Maybe something like BF = W(air) - W(he) = g * VolB( p(air) - p(he) ) = MassB * Acc

then Acc = [ p(air) - p(he) / p(he) ] * g = [ (1.29 - .18) / .18 ] * 9.81 = 60.5 !

You sir, are a freakin' genius :-)
 
Finally, I see the concept: It's 2 problems in one. Net Force vertical .. and .. bouyant force vertical.

Net Force = BF(air) - W(he) = W(air) - W(he) = p(air)*g*VolB - p(he)*g*VolB = MassB*Acc = p(he)*VolB*Acc

then Acc = g * [ p(air) - p(he) ] / p(he) = 60.5 m/s^2 which is the correct answer.
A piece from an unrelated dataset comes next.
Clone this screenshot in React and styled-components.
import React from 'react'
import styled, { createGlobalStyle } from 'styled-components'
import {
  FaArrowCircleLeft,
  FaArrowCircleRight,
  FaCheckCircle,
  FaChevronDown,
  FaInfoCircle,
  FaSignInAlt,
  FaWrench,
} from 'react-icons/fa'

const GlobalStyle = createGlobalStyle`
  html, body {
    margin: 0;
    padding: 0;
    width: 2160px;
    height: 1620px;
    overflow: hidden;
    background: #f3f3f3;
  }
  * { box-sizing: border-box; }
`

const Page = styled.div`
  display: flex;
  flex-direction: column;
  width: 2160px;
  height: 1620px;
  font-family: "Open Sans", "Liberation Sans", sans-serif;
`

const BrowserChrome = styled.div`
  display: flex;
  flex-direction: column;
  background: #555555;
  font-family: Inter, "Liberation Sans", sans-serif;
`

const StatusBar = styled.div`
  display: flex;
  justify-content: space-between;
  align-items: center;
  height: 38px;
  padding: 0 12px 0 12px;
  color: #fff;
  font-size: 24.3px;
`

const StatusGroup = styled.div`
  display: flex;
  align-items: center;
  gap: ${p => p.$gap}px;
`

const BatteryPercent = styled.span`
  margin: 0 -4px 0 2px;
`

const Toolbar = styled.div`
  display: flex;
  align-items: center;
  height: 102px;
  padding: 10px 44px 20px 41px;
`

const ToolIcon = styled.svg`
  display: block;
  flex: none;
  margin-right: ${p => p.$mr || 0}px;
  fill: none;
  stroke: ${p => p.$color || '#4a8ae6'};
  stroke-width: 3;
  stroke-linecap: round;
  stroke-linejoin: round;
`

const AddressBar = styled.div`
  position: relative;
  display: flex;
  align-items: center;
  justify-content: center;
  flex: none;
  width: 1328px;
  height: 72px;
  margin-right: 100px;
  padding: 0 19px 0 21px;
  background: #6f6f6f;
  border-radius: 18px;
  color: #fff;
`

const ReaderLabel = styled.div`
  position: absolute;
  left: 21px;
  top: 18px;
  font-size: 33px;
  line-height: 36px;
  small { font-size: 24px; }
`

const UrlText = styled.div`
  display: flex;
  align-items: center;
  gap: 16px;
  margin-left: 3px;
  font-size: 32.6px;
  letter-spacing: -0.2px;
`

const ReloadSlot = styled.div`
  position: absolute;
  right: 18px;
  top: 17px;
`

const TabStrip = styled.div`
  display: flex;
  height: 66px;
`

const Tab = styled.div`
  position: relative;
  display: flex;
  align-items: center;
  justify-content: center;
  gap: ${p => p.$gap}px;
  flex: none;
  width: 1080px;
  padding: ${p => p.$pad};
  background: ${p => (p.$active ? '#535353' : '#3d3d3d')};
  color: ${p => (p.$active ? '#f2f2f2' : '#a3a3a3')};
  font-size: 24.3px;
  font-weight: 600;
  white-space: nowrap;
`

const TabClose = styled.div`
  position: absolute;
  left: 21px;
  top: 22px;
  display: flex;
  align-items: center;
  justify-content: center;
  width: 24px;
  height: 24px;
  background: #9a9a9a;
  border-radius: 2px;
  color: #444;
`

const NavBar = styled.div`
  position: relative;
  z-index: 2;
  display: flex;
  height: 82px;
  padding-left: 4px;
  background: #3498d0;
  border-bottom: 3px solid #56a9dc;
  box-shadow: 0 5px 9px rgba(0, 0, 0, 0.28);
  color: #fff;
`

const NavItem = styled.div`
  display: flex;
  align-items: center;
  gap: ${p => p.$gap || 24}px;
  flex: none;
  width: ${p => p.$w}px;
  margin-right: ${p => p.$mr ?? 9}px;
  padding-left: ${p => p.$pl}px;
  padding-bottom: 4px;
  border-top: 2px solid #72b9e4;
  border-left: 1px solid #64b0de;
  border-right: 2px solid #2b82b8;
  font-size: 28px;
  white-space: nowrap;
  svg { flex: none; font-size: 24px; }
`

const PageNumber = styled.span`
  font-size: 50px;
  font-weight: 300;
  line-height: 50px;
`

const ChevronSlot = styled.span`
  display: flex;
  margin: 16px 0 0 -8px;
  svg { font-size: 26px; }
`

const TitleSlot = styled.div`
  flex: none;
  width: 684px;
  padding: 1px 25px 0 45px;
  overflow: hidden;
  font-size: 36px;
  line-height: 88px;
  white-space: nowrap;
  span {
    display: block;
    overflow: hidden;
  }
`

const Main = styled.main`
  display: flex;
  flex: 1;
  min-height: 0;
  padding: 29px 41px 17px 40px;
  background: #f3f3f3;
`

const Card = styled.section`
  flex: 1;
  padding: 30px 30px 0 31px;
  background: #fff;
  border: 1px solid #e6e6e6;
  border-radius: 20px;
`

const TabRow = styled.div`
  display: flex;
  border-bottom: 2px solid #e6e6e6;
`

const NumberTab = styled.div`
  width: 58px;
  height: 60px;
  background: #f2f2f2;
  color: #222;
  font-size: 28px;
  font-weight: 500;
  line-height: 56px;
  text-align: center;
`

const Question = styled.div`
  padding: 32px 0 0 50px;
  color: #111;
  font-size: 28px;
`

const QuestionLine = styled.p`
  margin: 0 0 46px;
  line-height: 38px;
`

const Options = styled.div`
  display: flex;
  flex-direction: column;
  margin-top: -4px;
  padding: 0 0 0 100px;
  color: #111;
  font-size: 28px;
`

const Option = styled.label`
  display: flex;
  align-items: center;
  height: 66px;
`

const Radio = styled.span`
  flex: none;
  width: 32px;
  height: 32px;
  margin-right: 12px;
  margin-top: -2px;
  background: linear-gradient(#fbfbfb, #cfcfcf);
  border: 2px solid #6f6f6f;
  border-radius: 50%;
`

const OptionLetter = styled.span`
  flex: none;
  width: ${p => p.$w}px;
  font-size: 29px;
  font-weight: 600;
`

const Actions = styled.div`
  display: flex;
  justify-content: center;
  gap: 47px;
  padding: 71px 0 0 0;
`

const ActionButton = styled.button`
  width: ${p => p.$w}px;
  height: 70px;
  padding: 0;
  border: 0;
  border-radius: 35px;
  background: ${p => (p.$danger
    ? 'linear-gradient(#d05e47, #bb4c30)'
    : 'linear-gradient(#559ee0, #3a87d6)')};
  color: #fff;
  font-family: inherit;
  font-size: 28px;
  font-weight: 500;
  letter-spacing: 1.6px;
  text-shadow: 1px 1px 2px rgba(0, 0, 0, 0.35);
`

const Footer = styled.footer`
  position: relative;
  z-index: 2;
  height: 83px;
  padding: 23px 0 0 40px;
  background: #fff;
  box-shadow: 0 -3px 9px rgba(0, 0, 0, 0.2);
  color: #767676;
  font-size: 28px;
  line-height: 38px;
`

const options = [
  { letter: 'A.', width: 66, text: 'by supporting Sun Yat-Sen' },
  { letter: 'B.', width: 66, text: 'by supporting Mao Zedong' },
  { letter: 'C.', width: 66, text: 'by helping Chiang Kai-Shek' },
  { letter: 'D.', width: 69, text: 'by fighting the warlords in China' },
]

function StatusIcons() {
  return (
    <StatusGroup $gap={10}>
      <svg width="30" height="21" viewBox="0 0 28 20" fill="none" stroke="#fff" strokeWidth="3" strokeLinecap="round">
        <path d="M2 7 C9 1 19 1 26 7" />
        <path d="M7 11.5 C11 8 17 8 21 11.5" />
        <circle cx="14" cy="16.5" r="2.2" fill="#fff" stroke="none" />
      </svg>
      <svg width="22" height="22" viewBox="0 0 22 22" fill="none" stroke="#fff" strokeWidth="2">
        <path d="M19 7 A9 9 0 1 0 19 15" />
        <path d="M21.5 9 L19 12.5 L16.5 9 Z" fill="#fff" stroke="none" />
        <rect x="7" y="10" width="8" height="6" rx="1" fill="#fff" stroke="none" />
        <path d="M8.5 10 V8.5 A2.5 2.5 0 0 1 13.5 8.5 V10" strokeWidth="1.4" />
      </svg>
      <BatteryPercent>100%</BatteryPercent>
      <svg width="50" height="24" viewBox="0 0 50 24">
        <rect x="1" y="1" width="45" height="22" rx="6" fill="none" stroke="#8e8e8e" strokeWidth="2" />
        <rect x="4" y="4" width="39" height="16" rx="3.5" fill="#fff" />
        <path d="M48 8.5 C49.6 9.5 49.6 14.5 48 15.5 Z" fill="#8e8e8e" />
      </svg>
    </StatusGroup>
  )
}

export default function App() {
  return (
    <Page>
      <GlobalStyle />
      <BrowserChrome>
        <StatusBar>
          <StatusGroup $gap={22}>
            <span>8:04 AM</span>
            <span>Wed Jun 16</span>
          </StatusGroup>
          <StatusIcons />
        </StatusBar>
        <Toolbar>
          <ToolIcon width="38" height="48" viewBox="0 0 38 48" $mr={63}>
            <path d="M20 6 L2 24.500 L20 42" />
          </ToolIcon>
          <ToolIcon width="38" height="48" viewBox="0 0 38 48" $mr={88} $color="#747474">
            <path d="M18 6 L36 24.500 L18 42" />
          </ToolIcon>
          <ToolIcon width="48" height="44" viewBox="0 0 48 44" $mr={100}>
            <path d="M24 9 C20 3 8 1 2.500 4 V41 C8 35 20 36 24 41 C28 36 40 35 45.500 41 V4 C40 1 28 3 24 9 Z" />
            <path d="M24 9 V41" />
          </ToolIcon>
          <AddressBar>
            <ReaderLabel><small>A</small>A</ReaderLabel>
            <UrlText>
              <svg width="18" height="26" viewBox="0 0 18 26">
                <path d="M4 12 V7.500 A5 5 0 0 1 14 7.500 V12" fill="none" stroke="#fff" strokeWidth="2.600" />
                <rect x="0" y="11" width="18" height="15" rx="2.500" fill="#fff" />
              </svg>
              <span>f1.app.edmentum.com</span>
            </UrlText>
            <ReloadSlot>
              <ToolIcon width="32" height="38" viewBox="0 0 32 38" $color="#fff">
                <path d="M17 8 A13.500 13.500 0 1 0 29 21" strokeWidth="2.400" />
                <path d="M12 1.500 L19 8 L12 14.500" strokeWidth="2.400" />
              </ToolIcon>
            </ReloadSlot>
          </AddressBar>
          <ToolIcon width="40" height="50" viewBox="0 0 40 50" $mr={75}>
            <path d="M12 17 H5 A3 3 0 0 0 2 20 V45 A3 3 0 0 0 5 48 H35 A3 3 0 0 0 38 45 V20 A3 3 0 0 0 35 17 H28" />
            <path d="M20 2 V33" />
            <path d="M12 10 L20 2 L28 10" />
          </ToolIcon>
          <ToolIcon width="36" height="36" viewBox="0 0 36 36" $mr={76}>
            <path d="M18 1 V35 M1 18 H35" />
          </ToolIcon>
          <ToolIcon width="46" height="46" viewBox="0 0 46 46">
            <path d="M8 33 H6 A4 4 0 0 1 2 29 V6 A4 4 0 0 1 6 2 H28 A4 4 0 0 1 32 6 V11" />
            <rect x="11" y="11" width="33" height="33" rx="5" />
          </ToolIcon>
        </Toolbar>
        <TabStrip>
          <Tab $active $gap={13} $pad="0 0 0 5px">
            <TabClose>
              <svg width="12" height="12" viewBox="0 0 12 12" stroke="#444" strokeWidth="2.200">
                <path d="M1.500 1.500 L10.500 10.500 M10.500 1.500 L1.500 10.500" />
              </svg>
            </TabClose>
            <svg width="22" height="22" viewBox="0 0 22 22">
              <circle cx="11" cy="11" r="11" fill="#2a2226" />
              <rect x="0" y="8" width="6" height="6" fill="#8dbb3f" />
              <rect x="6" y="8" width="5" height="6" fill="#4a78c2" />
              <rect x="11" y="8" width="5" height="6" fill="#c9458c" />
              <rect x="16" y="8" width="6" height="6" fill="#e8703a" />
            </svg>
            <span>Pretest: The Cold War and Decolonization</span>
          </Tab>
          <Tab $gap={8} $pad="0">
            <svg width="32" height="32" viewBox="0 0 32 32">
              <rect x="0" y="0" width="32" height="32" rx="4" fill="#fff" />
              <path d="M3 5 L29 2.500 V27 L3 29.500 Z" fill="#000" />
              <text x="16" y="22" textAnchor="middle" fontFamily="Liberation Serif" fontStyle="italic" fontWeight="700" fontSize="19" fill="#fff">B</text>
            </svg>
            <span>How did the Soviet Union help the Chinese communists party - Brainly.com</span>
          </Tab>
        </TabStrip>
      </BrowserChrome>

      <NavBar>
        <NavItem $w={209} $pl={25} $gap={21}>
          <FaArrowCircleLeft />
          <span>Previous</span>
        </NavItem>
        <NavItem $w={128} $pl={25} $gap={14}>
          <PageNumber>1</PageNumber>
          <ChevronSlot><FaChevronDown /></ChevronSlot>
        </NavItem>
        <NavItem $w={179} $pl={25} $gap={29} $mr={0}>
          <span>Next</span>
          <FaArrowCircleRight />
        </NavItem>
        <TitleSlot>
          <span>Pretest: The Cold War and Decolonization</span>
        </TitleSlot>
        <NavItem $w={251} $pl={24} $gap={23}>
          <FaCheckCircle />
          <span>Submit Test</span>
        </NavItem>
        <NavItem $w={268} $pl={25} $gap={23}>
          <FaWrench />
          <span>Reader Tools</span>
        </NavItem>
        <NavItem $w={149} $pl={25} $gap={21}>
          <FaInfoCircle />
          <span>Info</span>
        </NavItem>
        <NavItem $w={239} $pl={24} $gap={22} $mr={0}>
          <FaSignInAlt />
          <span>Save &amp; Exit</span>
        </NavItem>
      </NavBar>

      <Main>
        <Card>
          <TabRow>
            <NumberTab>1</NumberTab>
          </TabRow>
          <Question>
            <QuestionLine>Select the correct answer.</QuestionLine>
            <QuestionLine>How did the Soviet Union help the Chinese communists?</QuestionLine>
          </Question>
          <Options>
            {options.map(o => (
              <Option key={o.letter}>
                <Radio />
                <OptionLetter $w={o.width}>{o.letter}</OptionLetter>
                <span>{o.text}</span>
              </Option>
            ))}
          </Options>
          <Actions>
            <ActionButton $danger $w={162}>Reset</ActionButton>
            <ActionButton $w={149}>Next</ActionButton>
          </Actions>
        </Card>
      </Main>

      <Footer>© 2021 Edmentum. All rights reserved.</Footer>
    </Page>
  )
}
I wonder if this is also true of an object under water ? And we just ignore the gravitational attraction since it is only a very small part of the answer ? Like I've been doing.
 
For something filled with gas, under water, you can usually neglect the gravitational force on the gas, right.
 
Yes. But when I needed to not ignore it, I didn't have a clue. It still seems a bit strange, but I finally realized that the gravitational force on the object was independent of it's volume and had to be considered separately. I might see this problem again with a heavy submarine .. and I'll be watching for it. Thanks MFB.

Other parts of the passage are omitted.